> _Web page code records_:
####################

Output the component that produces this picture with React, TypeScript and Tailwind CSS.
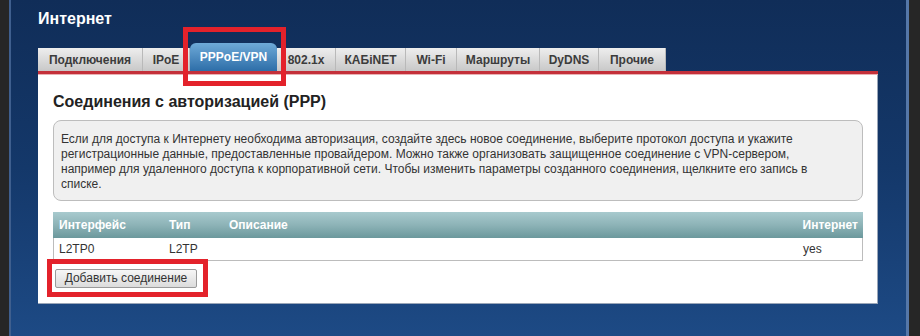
import React from "react";

const tabs = [
  { label: "Подключения", w: "w-[105px]" },
  { label: "IPoE", w: "w-[47px]" },
  { label: "PPPoE/VPN", w: "w-[87px]", active: true },
  { label: "802.1x", w: "w-[59px]" },
  { label: "КАБiNET", w: "w-[70px]" },
  { label: "Wi-Fi", w: "w-[51px]" },
  { label: "Маршруты", w: "w-[83px]" },
  { label: "DyDNS", w: "w-[59px]" },
  { label: "Прочие", w: "w-[67px]" },
];

export default function App() {
  return (
    <div className="relative flex w-[920px] h-[336px] overflow-hidden bg-[#2b2b2b] font-['Liberation_Sans',Arial,sans-serif]">
      {/* left dark strip */}
      <div className="w-[9px] shrink-0 bg-[#262626]" />

      {/* blue panel */}
      <div className="w-[900px] shrink-0 border-l-2 border-r-[3px] border-l-[#3f5f8e] border-r-[#5577a8] bg-gradient-to-b from-[#102d58] via-[#14386a] to-[#1d4a85] px-[27px]">
        <div className="mt-[10px] h-[18px] text-[16px] leading-[18px] font-bold text-white">Интернет</div>

        {/* Tabs */}
        <div className="mt-[15px] flex h-[28px] items-end">
          {tabs.map((t) =>
            t.active ? (
              <div
                key={t.label}
                className={`${t.w} h-[28px] flex items-center justify-center rounded-t-[6px] bg-gradient-to-b from-[#6eaad8] to-[#2d6ea8] text-[12px] font-bold text-white`}
              >
                {t.label}
              </div>
            ) : (
              <div
                key={t.label}
                className={`${t.w} h-[23px] flex items-center justify-center border-r border-[#b9b9b9] bg-gradient-to-b from-[#eeeeee] to-[#c8c8c8] text-[12px] font-bold text-[#3c3c3c]`}
              >
                {t.label}
              </div>
            )
          )}
        </div>
        <div className="h-[4px] w-[840px] bg-[#c4303a] border-b border-[#e9b0b3]" />

        {/* White content box */}
        <div className="w-[840px] h-[229px] bg-white border-r border-b border-[#9aa6b8] px-[15px] pt-[18px]">
          <div className="h-[18px] text-[16px] leading-[18px] font-bold text-[#222]">
            Соединения с авторизацией (PPP)
          </div>

          <div className="mt-[9px] w-[810px] h-[81px] rounded-[8px] border border-[#bdbdbd] bg-[#f0f0f0] pl-[7px] pt-[11px] text-[12px] leading-[15px] text-[#333] whitespace-nowrap">
            Если для доступа к Интернету необходима авторизация, создайте здесь новое соединение, выберите протокол доступа и укажите
            <br />
            регистрационные данные, предоставленные провайдером. Можно также организовать защищенное соединение с VPN-сервером,
            <br />
            например для удаленного доступа к корпоративной сети. Чтобы изменить параметры созданного соединения, щелкните его запись в
            <br />
            списке.
          </div>

          {/* Table */}
          <div className="mt-[11px] w-[810px]">
            <div className="grid h-[26px] grid-cols-[110px_60px_1fr_auto] items-center bg-gradient-to-b from-[#a8cace] via-[#8db3b7] to-[#6b989c] pl-[6px] pr-[5px] text-[12px] font-bold text-white">
              <span>Интерфейс</span>
              <span>Тип</span>
              <span>Описание</span>
              <span>Интернет</span>
            </div>
            <div className="grid h-[23px] grid-cols-[110px_60px_1fr_auto] items-center border-x border-b border-[#bcbcbc] pl-[5px] pr-[4px] text-[12px] text-[#333]">
              <span>L2TP0</span>
              <span>L2TP</span>
              <span />
              <span className="w-[55px]">yes</span>
            </div>
          </div>

          <button className="mt-[8px] ml-[2px] h-[19px] w-[142px] rounded-[2px] border border-[#9a9a9a] bg-gradient-to-b from-[#f6f6f6] to-[#dcdcdc] text-[12px] leading-[17px] text-[#333]">
            Добавить соединение
          </button>
        </div>
      </div>

      {/* right dark strip */}
      <div className="flex-1 bg-[#262626]" />

      {/* red highlight overlays */}
      <div className="pointer-events-none absolute left-[183px] top-[27px] h-[59px] w-[103px] border-[5px] border-[#e3222b]" />
      <div className="pointer-events-none absolute left-[47px] top-[259px] h-[38px] w-[161px] border-[5px] border-[#e3222b]" />
    </div>
  );
}
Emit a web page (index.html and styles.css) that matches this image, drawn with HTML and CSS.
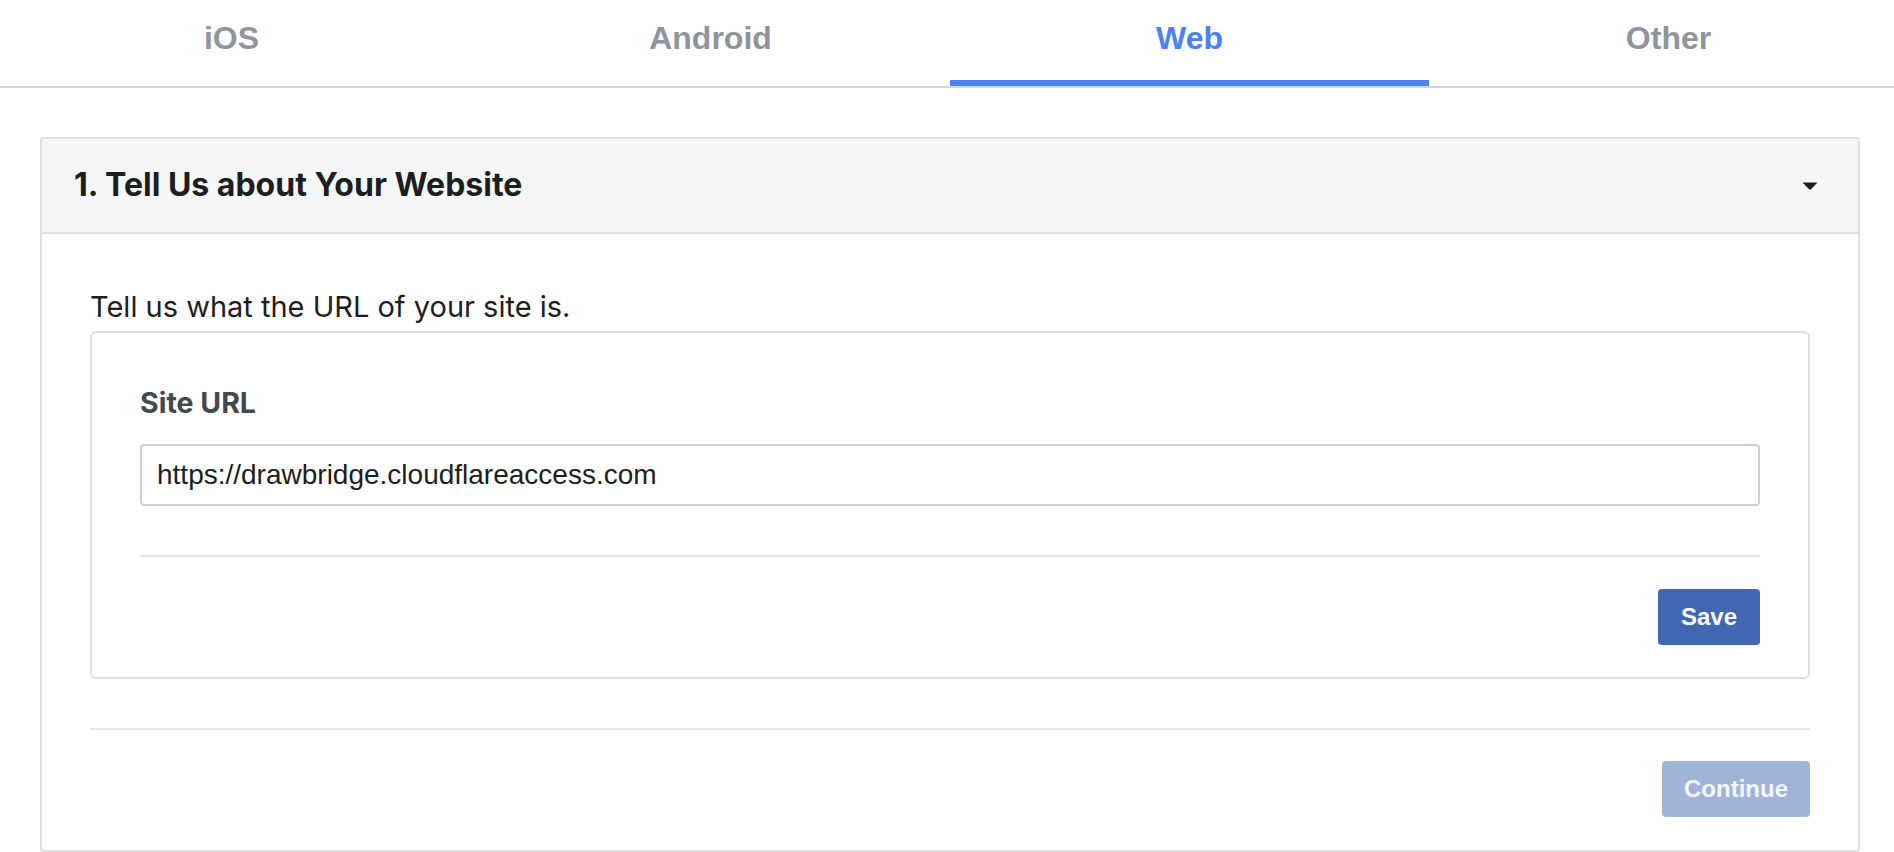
FILE: index.html
```html
<!DOCTYPE html>
<html lang="en">
<head>
<meta charset="utf-8">
<title>Quickstart - Web</title>
<link rel="stylesheet" href="styles.css">
</head>
<body>
<nav class="tabs">
  <div class="tab">iOS</div>
  <div class="tab">Android</div>
  <div class="tab tab-active">Web</div>
  <div class="tab">Other</div>
</nav>
<main class="page">
  <section class="card">
    <header class="card-header">
      <h2 class="card-title">1. Tell Us about Your Website</h2>
      <svg class="caret" width="16" height="8" viewBox="0 0 16 8" aria-hidden="true">
        <path d="M0.5 0.5 H15.5 L9 7.2 Q8 8.1 7 7.2 Z" fill="#1c1e21"/>
      </svg>
    </header>
    <div class="card-body">
      <p class="desc">Tell us what the URL of your site is.</p>
      <div class="form-box">
        <label class="field-label" for="site-url">Site URL</label>
        <input class="field-input" id="site-url" type="text" value="https://drawbridge.cloudflareaccess.com">
        <hr class="divider">
        <div class="actions">
          <button class="btn btn-primary" type="button">Save</button>
        </div>
      </div>
      <hr class="divider divider-outer">
      <div class="actions">
        <button class="btn btn-disabled" type="button">Continue</button>
      </div>
    </div>
  </section>
</main>
</body>
</html>
```
FILE: styles.css
```css
html, body {
  margin: 0;
  padding: 0;
  background: #ffffff;
  overflow-x: hidden;
}

body {
  font-family: Inter, "Noto Sans", "Liberation Sans", sans-serif;
  color: #1c1e21;
}

.tabs {
  display: flex;
  margin: 0 -14px 0 -8px;
  border-bottom: 2px solid #d4d5d9;
}

.tab {
  flex: 1;
  box-sizing: border-box;
  height: 86px;
  padding-top: 18px;
  text-align: center;
  font-family: "Liberation Sans", Arial, sans-serif;
  font-weight: bold;
  font-size: 32px;
  line-height: 40px;
  color: #90949c;
  border-bottom: 6px solid transparent;
}

.tab-active {
  color: #4a82f5;
  border-bottom-color: #4a82f5;
}

.page {
  padding: 49px 34px 0 40px;
}

.card {
  border: 2px solid #dddfe2;
  border-radius: 4px;
  background: #ffffff;
}

.card-header {
  display: flex;
  align-items: center;
  justify-content: space-between;
  height: 93px;
  padding: 0 40px 0 32px;
  background: #f5f6f7;
  border-bottom: 2px solid #dddfe2;
  border-radius: 4px 4px 0 0;
}

.card-title {
  margin: 0 0 2px 0;
  font-size: 32px;
  line-height: 38px;
  font-weight: 700;
  color: #1c1e21;
}

.caret {
  display: block;
}

.card-body {
  padding: 55px 48px 33px 48px;
}

.desc {
  margin: 0 0 6px 0;
  font-size: 29px;
  line-height: 36px;
  color: #1c1e21;
}

.form-box {
  border: 2px solid #dddfe2;
  border-radius: 6px;
  padding: 53px 48px 32px 48px;
}

.field-label {
  display: block;
  font-size: 28.5px;
  line-height: 34px;
  font-weight: 700;
  color: #444950;
  margin-bottom: 24px;
}

.field-input {
  display: block;
  box-sizing: border-box;
  width: 100%;
  height: 62px;
  margin: 0;
  padding: 0 15px;
  border: 2px solid #ccd0d5;
  border-radius: 4px;
  font-family: "Liberation Sans", Arial, sans-serif;
  font-size: 28px;
  color: #1c1e21;
  background: #ffffff;
  outline: none;
}

.divider {
  margin: 49px 0 32px 0;
  border: 0;
  height: 2px;
  background: #e5e6ea;
}

.divider-outer {
  margin: 49px 0 31px 0;
}

.actions {
  display: flex;
  justify-content: flex-end;
}

.btn {
  height: 56px;
  padding: 0 22px;
  border: 0;
  border-radius: 4px;
  font-family: "Liberation Sans", Arial, sans-serif;
  font-weight: bold;
  font-size: 24px;
  cursor: pointer;
}

.btn-primary {
  background: #4267b2;
  color: #ffffff;
  padding: 0 23px;
}

.btn-disabled {
  background: #a1b4d7;
  color: #f2f5fa;
}
```
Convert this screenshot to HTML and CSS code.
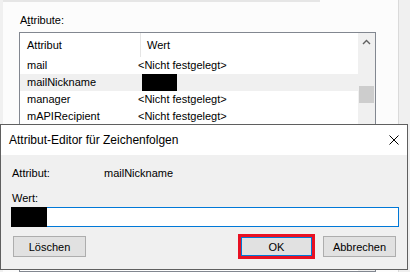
FILE: index.html
```html
<!DOCTYPE html>
<html lang="de">
<head>
  <meta charset="UTF-8" />
  <meta name="viewport" content="width=device-width, initial-scale=1" />
  <title>Attribut-Editor</title>
  <link rel="stylesheet" href="styles.css">
</head>
<body>
  <div class="page">
    <div class="strip"></div>
    <div class="label">A<u>t</u>tribute:</div>
    <div class="list">
      <div class="grid">
        <div class="head">
          <div class="hname">Attribut</div>
          <div class="hval">Wert</div>
        </div>
        <div class="row"><span class="name">mail</span><span class="val">&lt;Nicht festgelegt&gt;</span></div>
        <div class="row sel"><span class="name">mailNickname</span><span class="val"><span class="black"></span></span></div>
        <div class="row"><span class="name">manager</span><span class="val">&lt;Nicht festgelegt&gt;</span></div>
        <div class="row"><span class="name">mAPIRecipient</span><span class="val">&lt;Nicht festgelegt&gt;</span></div>
      </div>
      <div class="scrollbar">
        <div class="arrow">
          <svg width="9" height="6" viewBox="0 0 9 6"><polyline points="1,5 4.5,1.5 8,5" fill="none" stroke="#606060" stroke-width="1.4"/></svg>
        </div>
        <div class="thumb"></div>
      </div>
    </div>
  </div>

  <div class="dialog">
    <div class="titlebar">
      <span class="title">Attribut-Editor für Zeichenfolgen</span>
      <svg class="close" width="10" height="10" viewBox="0 0 10 10"><path d="M0.5 0.5 L9.5 9.5 M9.5 0.5 L0.5 9.5" stroke="#000" stroke-width="1"/></svg>
    </div>
    <div class="body">
      <div class="info"><span class="key">Attribut:</span><span>mailNickname</span></div>
      <div class="wert">Wert:</div>
      <div class="field"><span class="black-field"></span></div>
      <div class="buttons">
        <button class="btn">Löschen</button>
        <span class="spacer"></span>
        <button class="btn ok">OK</button>
        <button class="btn cancel">Abbrechen</button>
      </div>
    </div>
  </div>
</body>
</html>
```

FILE: styles.css
```css
body { margin: 0; width: 410px; height: 272px; overflow: hidden; background: #f0f0f0; font-family: "Liberation Sans", Arial, sans-serif; font-size: 11px; color: #000; }
u { text-decoration: underline; text-underline-offset: 1px; }

.page { margin-left: 3px; width: 395px; height: 272px; background: #fcfcfc; border-right: 1px solid #dadada; overflow: hidden; }
.strip { width: 317px; height: 2px; background: #e6e6e6; }
.label { margin: 11px 0 0 17px; line-height: 14px; }

.list { display: flex; margin: 5px 0 0 16px; width: 357px; height: 240px; box-sizing: border-box; border: 1px solid #828790; background: #fff; }
.grid { flex: 1; }
.head { display: flex; height: 24px; line-height: 24px; }
.hname { width: 113px; padding-left: 7px; border-right: 1px solid #e5e5e5; }
.hval { padding-left: 6px; }
.row { display: flex; height: 17px; line-height: 17px; }
.row.sel { background: #f0f0f0; }
.name { width: 111px; padding-left: 7px; white-space: nowrap; overflow: hidden; }
.val { white-space: nowrap; }
.black { display: inline-block; width: 35px; height: 17px; margin-left: 4px; background: #000; vertical-align: top; }

.scrollbar { width: 17px; background: #f0f0f0; }
.arrow { height: 17px; display: flex; align-items: center; justify-content: center; }
.thumb { width: 15px; height: 17px; margin: 36px 0 0 1px; background: #cdcdcd; }

.dialog { position: absolute; left: 0; top: 124px; width: 408px; height: 146px; box-sizing: border-box; border: 1px solid #5f5f5f; background: #f0f0f0; }
.titlebar { display: flex; align-items: center; justify-content: space-between; height: 30px; background: #fff; padding: 0 8px; }
.title { font-size: 12px; }
.body { padding: 11px 0 0 0; }
.info { display: flex; margin-left: 11px; line-height: 14px; }
.key { width: 92px; }
.wert { margin: 11px 0 0 11px; line-height: 14px; }
.field { position: relative; margin: 2px 0 0 10px; width: 388px; height: 20px; box-sizing: border-box; border: 1px solid #0078d7; background: #fff; }
.black-field { position: absolute; left: -1px; top: -1px; width: 36px; height: 20px; background: #000; }

.buttons { display: flex; margin: 9px 11px 0 12px; }
.spacer { flex: 1; }
.btn { width: 73px; height: 21px; padding: 0; border: 1px solid #adadad; background: #e1e1e1; font-family: inherit; font-size: 11px; color: #000; }
.ok { border-color: #0078d7; box-shadow: inset 0 0 0 1px #0078d7; outline: 3px solid #e81123; outline-offset: -1px; }
.cancel { margin-left: 10px; }
```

####################

> _Written exercise_: Repeat only the lines from the beginning of the material through the line containing "import React from", both ends kept, leaving pictures out.

> _Written solution_:
Output the component that produces this picture with React, TypeScript and Tailwind CSS.
import React from "react";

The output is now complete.